DATA BLOCK:
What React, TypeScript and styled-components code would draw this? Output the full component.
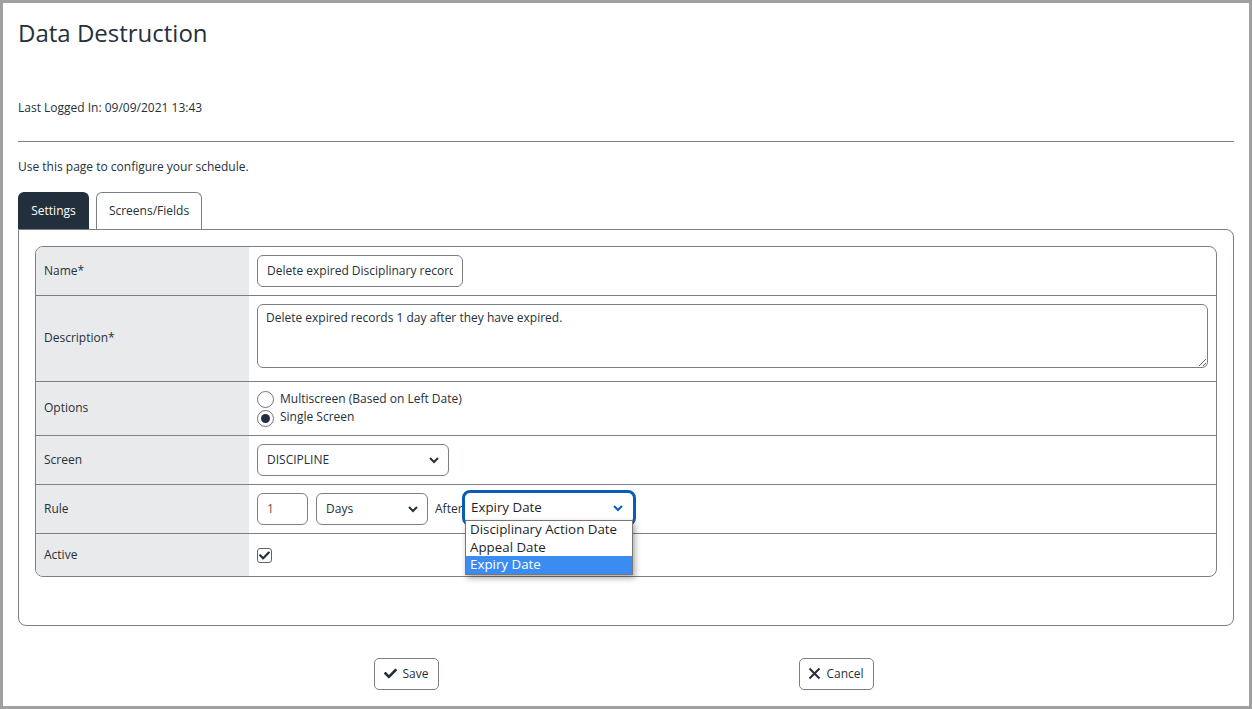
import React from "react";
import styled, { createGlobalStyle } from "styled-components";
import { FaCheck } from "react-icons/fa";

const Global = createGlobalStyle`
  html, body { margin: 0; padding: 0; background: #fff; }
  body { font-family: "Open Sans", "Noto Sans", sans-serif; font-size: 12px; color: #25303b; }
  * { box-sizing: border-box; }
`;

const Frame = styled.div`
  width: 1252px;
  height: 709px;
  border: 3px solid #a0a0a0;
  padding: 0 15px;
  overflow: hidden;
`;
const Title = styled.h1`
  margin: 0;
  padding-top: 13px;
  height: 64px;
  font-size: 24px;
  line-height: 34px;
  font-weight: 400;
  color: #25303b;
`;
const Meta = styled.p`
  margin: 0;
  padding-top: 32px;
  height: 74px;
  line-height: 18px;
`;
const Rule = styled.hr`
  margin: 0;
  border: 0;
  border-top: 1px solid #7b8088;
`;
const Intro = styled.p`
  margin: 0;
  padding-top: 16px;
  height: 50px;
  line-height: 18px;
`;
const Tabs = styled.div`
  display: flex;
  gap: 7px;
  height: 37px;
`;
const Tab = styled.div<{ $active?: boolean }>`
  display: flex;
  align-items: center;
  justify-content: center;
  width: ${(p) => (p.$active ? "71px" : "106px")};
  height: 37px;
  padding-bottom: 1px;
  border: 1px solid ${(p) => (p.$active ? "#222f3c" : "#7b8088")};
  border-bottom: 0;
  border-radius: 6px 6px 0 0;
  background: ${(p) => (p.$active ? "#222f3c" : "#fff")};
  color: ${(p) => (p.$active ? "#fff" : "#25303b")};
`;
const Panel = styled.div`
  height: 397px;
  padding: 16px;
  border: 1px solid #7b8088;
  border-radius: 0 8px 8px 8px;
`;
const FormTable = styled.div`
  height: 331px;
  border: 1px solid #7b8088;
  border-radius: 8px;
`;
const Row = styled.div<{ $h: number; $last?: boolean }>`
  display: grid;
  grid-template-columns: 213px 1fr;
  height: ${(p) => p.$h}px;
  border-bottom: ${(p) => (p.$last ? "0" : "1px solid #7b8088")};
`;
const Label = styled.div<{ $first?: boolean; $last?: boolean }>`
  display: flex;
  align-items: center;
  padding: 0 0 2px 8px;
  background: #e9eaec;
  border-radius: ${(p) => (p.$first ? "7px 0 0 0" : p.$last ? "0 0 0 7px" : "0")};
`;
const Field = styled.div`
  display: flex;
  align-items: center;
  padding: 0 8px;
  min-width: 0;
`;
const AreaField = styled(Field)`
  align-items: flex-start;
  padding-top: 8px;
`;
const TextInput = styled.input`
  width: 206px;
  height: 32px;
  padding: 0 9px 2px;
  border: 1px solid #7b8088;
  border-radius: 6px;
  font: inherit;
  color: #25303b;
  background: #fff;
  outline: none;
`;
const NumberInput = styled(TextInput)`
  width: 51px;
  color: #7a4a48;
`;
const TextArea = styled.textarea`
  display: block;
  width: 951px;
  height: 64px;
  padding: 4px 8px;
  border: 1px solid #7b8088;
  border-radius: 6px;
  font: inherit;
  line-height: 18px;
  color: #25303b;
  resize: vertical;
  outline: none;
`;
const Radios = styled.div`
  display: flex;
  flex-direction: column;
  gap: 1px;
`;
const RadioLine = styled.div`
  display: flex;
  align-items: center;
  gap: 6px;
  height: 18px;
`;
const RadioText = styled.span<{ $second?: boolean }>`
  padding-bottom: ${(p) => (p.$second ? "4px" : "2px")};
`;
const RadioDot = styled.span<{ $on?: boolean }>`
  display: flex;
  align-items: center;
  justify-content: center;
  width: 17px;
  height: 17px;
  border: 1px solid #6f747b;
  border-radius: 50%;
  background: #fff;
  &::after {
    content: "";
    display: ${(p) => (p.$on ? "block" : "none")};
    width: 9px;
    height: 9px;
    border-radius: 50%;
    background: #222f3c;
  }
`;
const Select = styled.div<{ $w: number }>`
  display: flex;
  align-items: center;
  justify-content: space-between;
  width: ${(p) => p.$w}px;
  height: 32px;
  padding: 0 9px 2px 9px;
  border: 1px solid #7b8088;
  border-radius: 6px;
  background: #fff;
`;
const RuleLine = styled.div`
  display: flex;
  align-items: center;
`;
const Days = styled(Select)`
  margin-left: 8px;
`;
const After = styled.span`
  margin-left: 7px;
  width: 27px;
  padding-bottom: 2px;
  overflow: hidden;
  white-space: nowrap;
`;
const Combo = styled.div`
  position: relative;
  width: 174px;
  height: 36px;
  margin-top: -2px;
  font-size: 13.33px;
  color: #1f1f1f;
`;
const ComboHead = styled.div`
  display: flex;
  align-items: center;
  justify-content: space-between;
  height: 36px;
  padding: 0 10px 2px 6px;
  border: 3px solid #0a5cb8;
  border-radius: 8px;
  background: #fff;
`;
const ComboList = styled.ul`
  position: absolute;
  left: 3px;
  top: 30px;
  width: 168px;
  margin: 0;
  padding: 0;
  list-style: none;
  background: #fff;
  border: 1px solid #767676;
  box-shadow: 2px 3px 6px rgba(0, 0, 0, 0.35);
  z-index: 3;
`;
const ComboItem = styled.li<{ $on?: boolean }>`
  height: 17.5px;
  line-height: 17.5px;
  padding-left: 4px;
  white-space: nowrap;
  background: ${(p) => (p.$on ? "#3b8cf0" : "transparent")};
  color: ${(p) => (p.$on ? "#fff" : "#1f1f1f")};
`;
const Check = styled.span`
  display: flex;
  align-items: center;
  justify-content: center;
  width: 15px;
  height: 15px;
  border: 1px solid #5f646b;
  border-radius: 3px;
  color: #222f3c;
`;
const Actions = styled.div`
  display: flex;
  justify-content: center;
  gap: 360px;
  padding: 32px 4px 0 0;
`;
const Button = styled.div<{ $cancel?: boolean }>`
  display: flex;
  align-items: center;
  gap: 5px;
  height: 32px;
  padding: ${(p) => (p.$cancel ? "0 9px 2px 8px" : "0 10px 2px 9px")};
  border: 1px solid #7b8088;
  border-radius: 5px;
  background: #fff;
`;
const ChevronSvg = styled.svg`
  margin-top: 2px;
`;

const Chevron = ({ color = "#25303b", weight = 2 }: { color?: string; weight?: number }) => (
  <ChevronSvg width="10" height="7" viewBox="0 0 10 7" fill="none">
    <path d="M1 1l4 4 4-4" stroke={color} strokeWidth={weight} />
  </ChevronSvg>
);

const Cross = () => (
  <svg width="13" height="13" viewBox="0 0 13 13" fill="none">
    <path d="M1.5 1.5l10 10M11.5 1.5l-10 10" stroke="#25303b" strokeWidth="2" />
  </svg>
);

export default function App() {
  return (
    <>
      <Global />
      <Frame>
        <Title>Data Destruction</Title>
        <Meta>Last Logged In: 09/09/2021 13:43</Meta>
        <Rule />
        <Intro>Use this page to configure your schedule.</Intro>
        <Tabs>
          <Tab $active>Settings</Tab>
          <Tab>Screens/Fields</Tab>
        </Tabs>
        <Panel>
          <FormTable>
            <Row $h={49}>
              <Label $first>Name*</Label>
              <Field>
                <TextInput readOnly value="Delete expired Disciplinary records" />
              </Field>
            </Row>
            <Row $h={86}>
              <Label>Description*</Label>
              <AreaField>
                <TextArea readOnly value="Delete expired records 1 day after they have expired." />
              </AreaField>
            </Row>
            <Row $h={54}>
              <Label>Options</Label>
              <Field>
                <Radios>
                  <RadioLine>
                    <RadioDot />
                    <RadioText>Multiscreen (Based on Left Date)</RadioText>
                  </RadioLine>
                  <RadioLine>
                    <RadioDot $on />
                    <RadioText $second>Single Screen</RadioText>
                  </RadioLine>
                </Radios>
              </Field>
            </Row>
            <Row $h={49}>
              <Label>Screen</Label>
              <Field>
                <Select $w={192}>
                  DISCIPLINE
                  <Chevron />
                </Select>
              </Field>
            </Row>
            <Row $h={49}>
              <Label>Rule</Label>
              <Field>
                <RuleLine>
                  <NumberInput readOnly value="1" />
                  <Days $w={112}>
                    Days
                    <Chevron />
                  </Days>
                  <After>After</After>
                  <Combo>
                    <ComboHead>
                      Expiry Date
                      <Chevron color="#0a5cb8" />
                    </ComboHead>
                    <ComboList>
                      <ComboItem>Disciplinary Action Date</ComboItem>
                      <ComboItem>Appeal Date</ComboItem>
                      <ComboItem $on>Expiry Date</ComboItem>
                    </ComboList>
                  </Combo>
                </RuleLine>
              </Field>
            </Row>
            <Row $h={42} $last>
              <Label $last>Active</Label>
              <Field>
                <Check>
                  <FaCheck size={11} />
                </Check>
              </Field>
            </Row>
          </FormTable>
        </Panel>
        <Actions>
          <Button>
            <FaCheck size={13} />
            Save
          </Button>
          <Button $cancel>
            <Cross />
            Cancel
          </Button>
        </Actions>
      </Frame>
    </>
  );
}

EXERCISE PROMPT: Identify each line containing the string "components" and copy it out.

REPLY:
What React, TypeScript and styled-components code would draw this? Output the full component.
import styled, { createGlobalStyle } from "styled-components";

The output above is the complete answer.